Impediments in the path of social justice - GulfToday

Impediments in the path of social justice

BRP Bhaskar

@brpbhaskar

Indian journalist with over 50 years of newspaper, news agency and television experience.

Indian journalist with over 50 years of newspaper, news agency and television experience.

India

The outside view of the Indian parliament building in New Delhi.

India steps into its 73rd year as a democratic republic on Wednesday.

The Constitution that came into force on January 26, 1950 gave primacy to social, economic and political justice, in that order, in the Preamble which outlines its objectives.

The Constitution-makers gave precedence to social justice over equality, fraternity and liberty, the cardinal principles of democracy as they knew the iniquitous social order created by the hierarchical caste system is a major obstacle to democratic progress.

Traditionally, those in the higher echelons considered those at the bottom as untouchables.

DNA-based studies conducted abroad in recent years have indicated that India’s rigid caste system originated in the 2nd Century BCE. The date was established on the basis of the finding that practice of endogamy began at that time.

This fits in with historical evidence. Pushyamitra Sunga, an army commander, had killed Maurya emperor Brihadratha in 185 BCE and established a Brahmin dynasty.

According to KP Jayswal, a renowned scholar, the ancient book of law popularly known as Manusmriti was written by one Sumati of the Bhrugu clan around that time to create a legal system favourable to the Brahmins   in place of the egalitarian Buddhist system of the Maurya period. He averred that Sumati’s name was dropped a couple of centuries later and authorship of the work attributed to Manu to claim divine origin.

When the Constituent Assembly began its labours, the Organiser, official organ of the Rashtriya Swayam Sevak Sangh, had argued in an editorial that there was no need for a new Constitution when Manusmriti was available.   

The Constitution banned practice of untouchability. Parliament followed it up with laws to penalise atrocities against Dalits and Adivasis.

But discrimination continues.

Government data indicates that crimes against Dalits, who are officially classified as Scheduled Castes, and Adivasis, who are officially classified as Scheduled Tribes, are rising, not falling.

In 2020, as many as 50,291 cases were registered for crimes against SCs and STs. This was 9.4 per cent more than in 2019.

Nearly one-third of the cases were for causing simple hurt. But there were also 855 cases of murder and 1,119 of attempted murder.

Untouchability did not save Dalit women from rape.

There were 3,372 cases of rape and 3,373 of assault with intent to outrage modesty.

The Hindi heartland states of Uttar Pradesh, Bihar, Rajasthan and Madhya Pradesh accounted for the bulk of the cases.

A total of 8,272 cases were registered for crimes against STs. This was 9.3 per cent more than in 2019. Making allowances for the police’s propensity to side with the members of the so-called upper castes, one can safely assume that the incidence of violence against those belonging to the so-called lower castes is much higher than what the official figures suggest.

Ingrained prejudices of many centuries linger on for a long time.
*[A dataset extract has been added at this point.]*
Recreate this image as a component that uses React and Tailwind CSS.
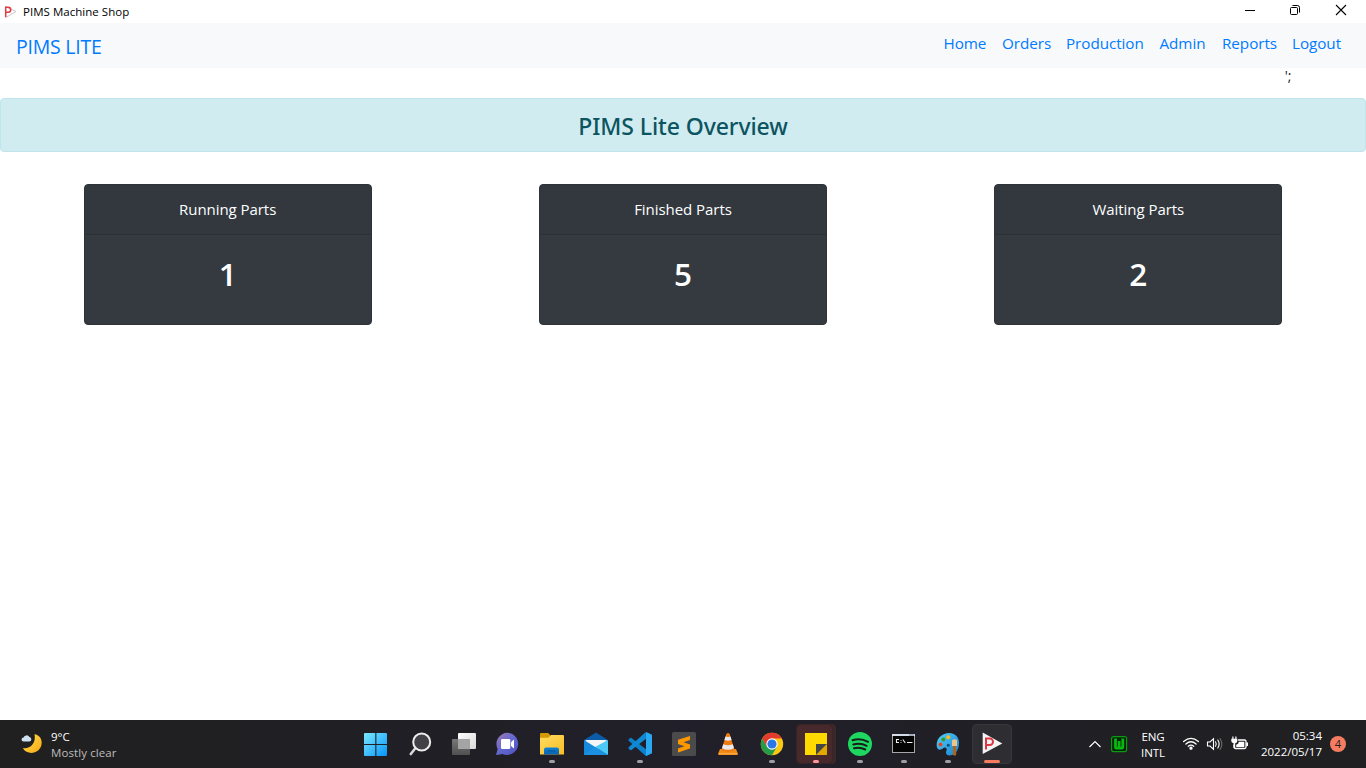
import React from "react";

const links = [
  { label: "Home", cls: "w-[42.5px]" },
  { label: "Orders", cls: "w-[48px]" },
  { label: "Production", cls: "w-[77.5px]" },
  { label: "Admin", cls: "w-[46.5px]" },
  { label: "Reports", cls: "w-[54px]" },
  { label: "Logout", cls: "w-[50px]" },
];

const cards = [
  { title: "Running Parts", value: 1 },
  { title: "Finished Parts", value: 5 },
  { title: "Waiting Parts", value: 2 },
];

function TitleBar() {
  return (
    <header className="flex h-[23px] items-center bg-white text-black">
      <svg className="ml-[4px] h-[14px] w-[13px]" viewBox="0 0 13 14">
        <path d="M1 1.5 L12 6.5 L1 13" fill="none" stroke="#c9c9c9" strokeWidth="1" />
        <path d="M1.7 12 V2.2 H4.2 a2.4 2.4 0 0 1 0 5 H1.7" fill="none" stroke="#e03b42" strokeWidth="1.5" />
      </svg>
      <span className="ml-[6px] flex-1 whitespace-nowrap text-[11.5px] tracking-[0.03px]">PIMS Machine Shop</span>
      <svg className="mr-[19px] h-[23px] w-[104px]" viewBox="0 0 104 23">
        <path d="M2 10.5 H12" stroke="#000" />
        <rect x="47.5" y="7.5" width="7" height="7" rx="1" fill="none" stroke="#000" />
        <path d="M49.5 5.5 H54.5 a2 2 0 0 1 2 2 V12.5" fill="none" stroke="#000" />
        <path d="M93 5 L103 15 M103 5 L93 15" stroke="#000" strokeWidth="1.1" />
      </svg>
    </header>
  );
}

function Card({ title, value }) {
  return (
    <section className="h-[141px] w-[288px] overflow-hidden rounded-[4px] border border-[#2e3338] bg-[#343a40] text-center text-white">
      <h2 className="h-[50px] border-b border-[#2c3136] bg-[#32383e] text-[15px] leading-[49px] tracking-[-0.05px]">{title}</h2>
      <p className="pt-[19px] text-[31.5px] font-semibold leading-[40px]">{value}</p>
    </section>
  );
}

function Cell({ children, dot = "" }) {
  return (
    <svg className="h-[48px] w-[44px] shrink-0" viewBox="0 0 44 48">
      {children}
      {dot && <rect x="19" y="40" width="6" height="3" rx="1.5" fill={dot} />}
    </svg>
  );
}

function Apps() {
  return (
    <div className="flex w-[660px]">
      <Cell>
        <defs>
          <linearGradient id="win" gradientUnits="userSpaceOnUse" x1="10" y1="13" x2="33" y2="36">
            <stop stopColor="#7beaff" /><stop offset="1" stopColor="#0794fb" />
          </linearGradient>
        </defs>
        <path d="M11 13 H21.3 V24 H10 V14 a1 1 0 0 1 1 -1z M22.4 13 H32 a1 1 0 0 1 1 1 V24 H22.4z M10 25.1 H21.3 V36 H11 a1 1 0 0 1 -1 -1z M22.4 25.1 H33 V35 a1 1 0 0 1 -1 1 H22.4z" fill="url(#win)" />
      </Cell>
      <Cell>
        <path d="M17.5 28 L12.8 34" stroke="#d9d9d9" strokeWidth="2.6" strokeLinecap="round" />
        <circle cx="23.7" cy="22" r="8.5" fill="#414147" stroke="#ededed" strokeWidth="2" />
      </Cell>
      <Cell>
        <defs>
          <linearGradient id="tw" x1="0" y1="0" x2="1" y2="1"><stop stopColor="#fff" /><stop offset="1" stopColor="#d8d8d8" /></linearGradient>
          <linearGradient id="tg" x1="0" y1="0" x2="0" y2="1"><stop stopColor="#777" /><stop offset="1" stopColor="#505050" /></linearGradient>
        </defs>
        <rect x="16" y="13" width="18" height="16" rx="1" fill="url(#tw)" />
        <rect x="10" y="19" width="18" height="16" rx="1" fill="url(#tg)" />
        <rect x="16" y="19" width="12" height="10" fill="#a4a4a4" />
      </Cell>
      <Cell>
        <defs><linearGradient id="chat" x1="0" y1="0" x2="1" y2="1"><stop stopColor="#a47ab2" /><stop offset=".5" stopColor="#6267cf" /><stop offset="1" stopColor="#4d52c0" /></linearGradient></defs>
        <path d="M21.7 12.8 a11.1 11.1 0 1 1 -5.2 21.2 L11 35 Q10 35 10.3 34 L11.7 29 A11.1 11.1 0 0 1 21.7 12.8z" fill="url(#chat)" />
        <rect x="15" y="19" width="9.3" height="10" rx="1.3" fill="#fff" />
        <path d="M25 22.3 L27.2 20 Q28 19.4 28 20.5 V27.5 Q28 28.6 27.2 28 L25 25.7z" fill="#fff" />
      </Cell>
      <Cell dot="#a0a0a3">
        <defs>
          <linearGradient id="folder" x1="0" y1="0" x2="1" y2="1"><stop stopColor="#ffdc62" /><stop offset="1" stopColor="#f9bd25" /></linearGradient>
          <linearGradient id="fb" x1="0" y1="0" x2="0" y2="1"><stop stopColor="#0e82d6" /><stop offset="1" stopColor="#0b62ae" /></linearGradient>
        </defs>
        <path d="M10 14 Q10 13 11 13 H18 L20.3 15 V18 H10z" fill="#d39a05" />
        <path d="M10 17.8 H18.3 L21 15 H33 Q34 15 34 16 V34.5 H10z" fill="url(#folder)" />
        <path d="M14 34.5 V29.5 Q14 27.5 16 27.5 H27 Q29 27.5 29 29.5 V34.5z" fill="url(#fb)" />
        <path d="M17.5 31 H25.5" stroke="#0858a1" strokeWidth="1.3" />
      </Cell>
      <Cell>
        <path d="M10 20 L22 12.5 L34 20 V25 H10z" fill="#0b5ba8" />
        <path d="M11.5 20 H32.5 V24 L22 30 L11.5 24z" fill="#f5f5f5" />
        <path d="M10 20 L34 35 H10z" fill="#168bdd" />
        <path d="M34 20 L21 27 L34 35z" fill="#4cc9f5" />
        <path d="M10 35 L21.5 27 L34 35z" fill="#1d91e1" />
      </Cell>
      <Cell dot="#a0a0a3">
        <path d="M27.8 12 L34 14.8 V33.2 L27.8 36 L10.7 20.7 Q10.1 20 10.7 19.3 L12.2 18 Q12.9 17.5 13.5 18 L28 29.3 V12z" fill="#0d80cb" />
        <path d="M27.8 12 L10.7 27.3 Q10.1 28 10.7 28.7 L12.2 30 Q12.9 30.5 13.5 30 L28 18.8z" fill="#1089d4" />
        <path d="M28 12 L33.2 14.4 Q34 14.8 34 15.6 V32.4 Q34 33.2 33.2 33.6 L28 36z" fill="#2aa9f2" />
      </Cell>
      <Cell>
        <rect x="10" y="12" width="24" height="24" rx="1.5" fill="#4b4b4b" />
        <path d="M28 16 V20 L21.5 22.2 L28 24.4 V28.6 L16 32.4 V28.6 L22.5 26.3 L16 24 V19.7z" fill="#ff9800" />
      </Cell>
      <Cell>
        <path d="M14 29 H30 L32 34 Q32 35 31 35 H13 Q12 35 12 34z" fill="#f28a17" />
        <path d="M20.3 14 Q22 12 23.7 14 L28.5 30 Q22 33.5 15.5 30z" fill="#ee7b11" />
        <path d="M19.5 16.5 Q22 17.4 24.5 16.5 L25.6 20 Q22 21.5 18.4 20z M17.2 24.2 Q22 26.5 26.8 24.2 L28 28.2 Q22 31.5 16 28.2z" fill="#e9e9ee" />
        <path d="M13 33.7 H31" stroke="#ffbd58" strokeWidth=".8" />
      </Cell>
      <Cell dot="#a0a0a3">
        <circle cx="22" cy="24" r="11.2" fill="#fbc814" />
        <path d="M12.3 18.4 A11.2 11.2 0 0 0 22 35.2 L26.9 26.8 L17.1 26.8z" fill="#249a4b" />
        <path d="M22 18.4 H31.7 A11.2 11.2 0 0 0 12.3 18.4 L17.1 26.8z" fill="#e33b2e" />
        <circle cx="22" cy="24" r="5.7" fill="#fff" />
        <circle cx="22" cy="24" r="4.6" fill="#2877e8" />
      </Cell>
      <Cell dot="#ff969e">
        <rect x="4" y="4" width="38" height="40" rx="4" fill="#3b2629" />
        <rect x="2.5" y="4.5" width="36" height="39" rx="4" fill="#47282b" stroke="#382328" />
        <path d="M11 13 H33 V24 L22 35 H11z" fill="#ffd900" />
        <path d="M22 24 H33 L22 35z" fill="#454545" />
        <path d="M33 24 V35 H22z" fill="#e0a900" />
      </Cell>
      <Cell dot="#a0a0a3">
        <circle cx="22" cy="24" r="12" fill="#1ed760" />
        <path d="M14.5 20.3 Q22.5 17.7 30 21.8 M15.3 24.5 Q22.4 22.4 28.6 25.8 M16 28.3 Q22 26.7 27.2 29.5" fill="none" stroke="#171d19" strokeWidth="2" strokeLinecap="round" />
      </Cell>
      <Cell dot="#a0a0a3">
        <rect x="10.5" y="14.5" width="22" height="18" fill="#050505" stroke="#a6a6a6" />
        <path d="M10 15 H33" stroke="#d5dbe4" strokeWidth="2" />
        <path d="M27 15 H32" stroke="#6e7f9c" strokeWidth="1" />
        <path d="M17 19.5 H14.5 V22.5 H17 M19 20 V20.8 M19 22 V22.8 M20.8 19.5 L23.3 23 M25 22.5 H30.5" fill="none" stroke="#eee" strokeWidth="1.1" />
      </Cell>
      <Cell dot="#a0a0a3">
        <defs><linearGradient id="paint" x1="0" y1="0" x2="1" y2="1"><stop stopColor="#55d0fa" /><stop offset="1" stopColor="#1681d2" /></linearGradient></defs>
        <path d="M10.7 26 C10 18 17 13 23 13 C30 13 33.5 18 33 24 C32.8 31 28 35.5 23.5 35.5 C20 35.5 19.5 32.5 20.5 30.5 C21.5 28 19 26.7 17 28.2 C14 31 11 29.5 10.7 26z" fill="url(#paint)" />
        <circle cx="14.5" cy="24.5" r="2" fill="#df4822" />
        <circle cx="17.3" cy="19.5" r="2" fill="#359b28" />
        <circle cx="22.3" cy="17.3" r="2" fill="#fbbd16" />
        <circle cx="22.3" cy="25.3" r="1.5" fill="#075086" />
        <path d="M27 26 H30.2 V34.5 Q28.6 37 27 34.5z" fill="#ad651b" />
        <path d="M26 20.5 Q28 18.5 31 20 V26 H26z" fill="#edc58a" />
      </Cell>
      <Cell>
        <rect x="2.5" y="4.5" width="39" height="39" rx="4" fill="#2d2d32" stroke="#36363b" />
        <path d="M12.7 12.5 L32.3 23.6 L12.7 34z" fill="#f5f5f5" />
        <path d="M16 29.5 V18.5 H19.7 a3.2 3.2 0 0 1 0 6.6 H16" fill="none" stroke="#df3842" strokeWidth="2" />
        <rect x="14" y="40" width="16" height="3" rx="1.5" fill="#f57c60" />
      </Cell>
    </div>
  );
}

function Weather() {
  return (
    <div className="flex w-[354px] items-center text-[11.5px] leading-[16px]">
      <svg className="ml-[20px] h-[24px] w-[24px]" viewBox="0 0 24 24">
        <defs><linearGradient id="moon" x1="0" y1="0" x2="1" y2="1"><stop stopColor="#ffe84c" /><stop offset="1" stopColor="#fba414" /></linearGradient></defs>
        <path d="M14.5 2.2 C21 3 23.5 10 20.5 15.5 C16.5 22.8 6.5 22.5 2.7 16 C9 17.5 16.5 12 14.5 2.2z" fill="url(#moon)" />
        <path d="M3.5 9.5 a2 2 0 0 1 .1 -4 a3.2 3.2 0 0 1 5.8 -.5 a2.3 2.3 0 0 1 .2 4.5z" fill="#cfe1ef" />
      </svg>
      <div className="ml-[7px] pt-[2px]">
        <div className="text-white">9°C</div>
        <div className="whitespace-nowrap tracking-[0.1px] text-[#bdbdbd]">Mostly clear</div>
      </div>
    </div>
  );
}

function Tray() {
  return (
    <div className="flex flex-1 items-center text-[11.5px] leading-[16px] text-white">
      <svg className="ml-[72px] h-[48px] w-[48px] shrink-0" viewBox="0 0 48 48">
        <path d="M3.5 27 L9 21.5 L14.5 27" fill="none" stroke="#fff" strokeWidth="1.2" />
        <rect x="25.6" y="16.6" width="15" height="15" rx="2" fill="#05220a" stroke="#0b9c10" strokeWidth="1.2" />
        <path d="M29.5 18.5 V27 Q29.5 28.2 31 28.2 H35 Q36.8 28.2 36.8 27 V18.5 M33.1 21 V27" fill="none" stroke="#08b80e" strokeWidth="2.8" />
      </svg>
      <div className="ml-[3px] w-[32px] whitespace-nowrap pt-[2px] text-center tracking-[-0.1px]">ENG<br />INTL</div>
      <svg className="ml-[11px] h-[48px] w-[72px] shrink-0" viewBox="0 0 72 48">
        <g fill="none" stroke="#fff" strokeWidth="1.3" strokeLinecap="round">
          <path d="M3.6 21.5 Q11 15.2 18.4 21.5 M5.9 24 Q11 19.6 16.1 24 M8.3 26.3 Q11 24 13.7 26.3" />
          <circle cx="11" cy="28.2" r="1" fill="#fff" />
          <path d="M27.5 22 H30 L33.5 18.8 V29.2 L30 26 H27.5z M35.5 21.8 Q37 24 35.5 26.2 M37.8 20 Q40.5 24 37.8 28" strokeWidth="1.1" />
          <path d="M40 18.5 Q43.7 24 40 29.5" stroke="#6a6a6a" strokeWidth="1.1" />
          <path d="M58.5 20 H64.5 Q66 20 66 21.5 V27 Q66 28.5 64.5 28.5 H55.5 Q54 28.5 54 27 V25" />
        </g>
        <path d="M51.3 18.7 H57.3 V21 Q57.3 23 55.2 23.2 V28 H53.6 V23.2 Q51.3 23 51.3 21z M52.3 16.5 H53.5 V19 H52.3z M55.3 16.5 H56.5 V19 H55.3z M58.8 21.7 H64.3 V26.9 H56.2 V24.8 Q58.8 24 58.8 21.7z M66.3 22.5 H68 V26 H66.3z" fill="#fff" />
      </svg>
      <div className="ml-[2px] w-[68px] whitespace-nowrap text-right">05:34<br />2022/05/17</div>
      <span className="ml-[8px] flex h-[16px] w-[16px] items-center justify-center rounded-full bg-[#f57c60] text-[11px] text-[#222]">4</span>
    </div>
  );
}

export default function App() {
  return (
    <div className="flex h-[768px] w-[1366px] flex-col overflow-hidden bg-white font-['Open_Sans','Noto_Sans',sans-serif]">
      <TitleBar />
      <nav className="flex h-[45px] justify-between bg-[#f8f9fb] pl-[16px] pr-[24px] text-[#007bff]">
        <a className="pt-[9px] text-[19.5px] leading-[30px] tracking-[-0.22px]">PIMS LITE</a>
        <div className="flex gap-[16px] pt-[8px] text-[15.25px] leading-[24px] tracking-[-0.06px]">
          {links.map((l) => (
            <a key={l.label} className={`whitespace-nowrap ${l.cls}`}>{l.label}</a>
          ))}
        </div>
      </nav>
      <main className="flex flex-1 flex-col">
        <div className="h-[30px] pr-[74.5px] text-right text-[14px] leading-[16px] text-[#212529]">';</div>
        <h1 className="h-[54px] rounded-[4px] border border-[#bee5eb] bg-[#d1ecf1] text-center font-['Noto_Sans','Open_Sans',sans-serif] text-[23px] font-medium leading-[55px] tracking-[-0.1px] text-[#0c5460]">
          PIMS Lite Overview
        </h1>
        <div className="mt-[32px] grid grid-cols-3 justify-items-center">
          {cards.map((c) => <Card key={c.title} {...c} />)}
        </div>
      </main>
      <footer className="flex h-[48px] bg-linear-to-r from-[#202020] via-[#211f29] to-[#202022]">
        <Weather />
        <Apps />
        <Tray />
      </footer>
    </div>
  );
}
Unless the government sensitises its officials to the issue and ensures that they act speedily and conscientiously to render justice to the disadvantaged the situation will not improve.

Early in the last century, responding to demands by socially and educationally backward classes of people, a few princely states and the British Indian presidency of Madras had introduced reservation in government services and educational institutions for them as an affirmative action. However, the Constitution initially provided reservation only for SCs and STs.

After courts ruled that the pre-existing reservation for other backward classes (OBCs) violated the equality provision, Parliament amended the Constitution to clarify that, notwithstanding the equality clause, special provisions can be made for socially and educationally backward classes.    In 1992 Prime Minister VP Singh introduced reservation for all socially and educationally backward peoples across the country for the first time. This provoked violent protests in Delhi and elsewhere. The Akhila Bharatiya Vidyarthi Parishad, student affiliate of the RSS was in the forefront of the agitation.

The Supreme Court upheld reservations for OBCs but limited eligibility for reservation on the basis of the family’s economic status. It also said only one generation in the family will be eligible for reservation.

Many belonging to advanced sections of the society have poor understanding of the concept of affirmative action and are opposed to it. One question they often ask is how long will reservations continue.  

An honest answer to the question can only be that they can end only when social and educational backwardness ends.

How well is the system of reservations working? Since the government fights shy of making proper studies at regular intervals to ascertain the social status of different sections, there is no ready answer to the question.

If progress on the social justice front falls short of expectations, Central and state governments must seriously consider whether they have been doing enough to remove the impediments on the path of social justice.